Si les liens de causalité externes concernant cette pandémie ne sont plus à vérifier, les liens de causalité internes concernant la communication de crise, font l’effet d’une crise à l’intérieur de cette même communication. La mauvaise communication accouche d’une autre crise provoquant l’émergence de tous types de raisonnement complotistes et autre conspirationnisme prenant la main sur les réseaux sociaux et semant le doute dans l’esprit de trop de gens. Cognitivement, les individus ont besoin de contrôler les événements qui leur arrivent, mais trop d’incertitudes subsistent, leur empêchant de le faire. Ils vont donc beaucoup plus facilement intégrer ces types d’explications fantasques répondant à des questions qu’ils se posent dans l’ici et maintenant. La croyance en la justice du monde (Lerner, 1980) nous enseigne les stratégies que l’homme déploie pour infléchir un destin probablement fâcheux dans une direction plus heureuse et plus positive le concernant, nous laissant penser au retour de bâton logiquement prévu avec manifestations et autres mouvements sociaux, plongeant les services de renseignements dans l’inquiétude sur l’après confinement.

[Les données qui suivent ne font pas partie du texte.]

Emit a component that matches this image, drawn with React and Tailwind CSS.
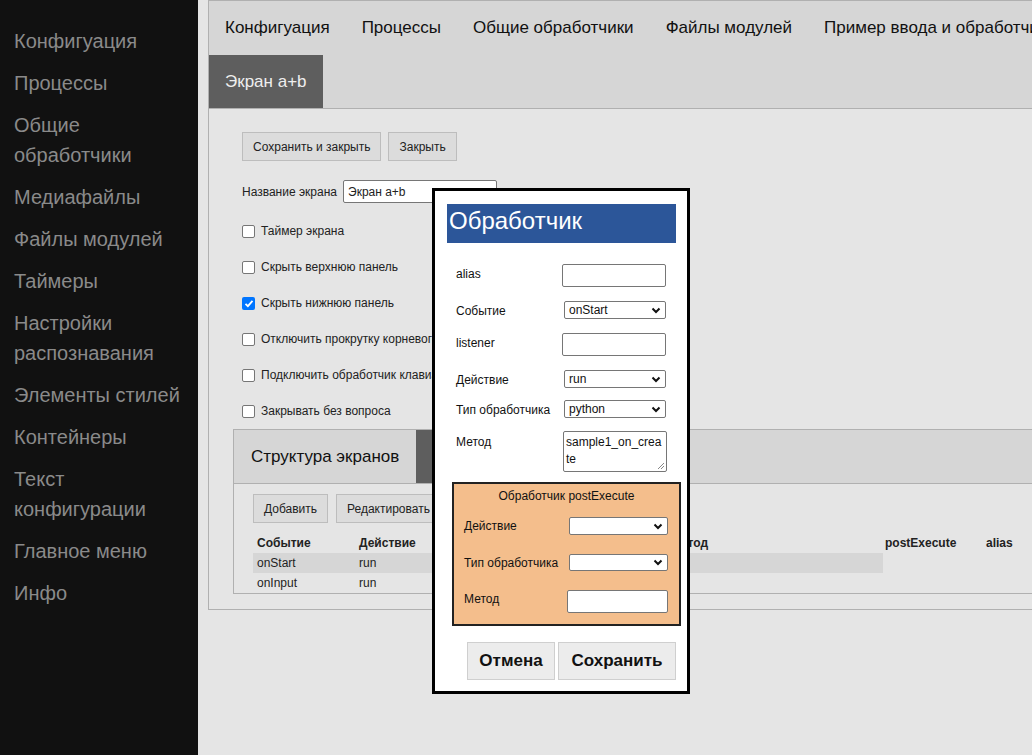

Le fond et la forme de la crise et de sa gestion sont tour à tour malmenés dans leur communication. Ne pouvant expliquer qui de la poule ou de l’œuf étant à l’origine de la disparition des stocks de matériel, du non reconditionnement ou remplacement, de la fermeture récente d’usines de fabrication ou encore de son externalisation, le citoyen a perdu en partie confiance en sa Mère patrie, en se délectant de l’humour blessant et sans limites à l’endroit des membres du gouvernement.
Le philosophe Henri BERGSON préconisait d’ « Agir en homme de pensée, et penser en homme d’action ».
Entre la pensée et l’action lorsqu’il y a une communication … faut-il qu’elle soit à la hauteur de l’enjeu.
Quelques points somme toute sans grande importance … mais qui en période de crise prennent un intérêt stratégique.
Tribune par Bernard Meunier, ancien chef de la cellule négociation du GIGN, consultant en sûreté et conférencier.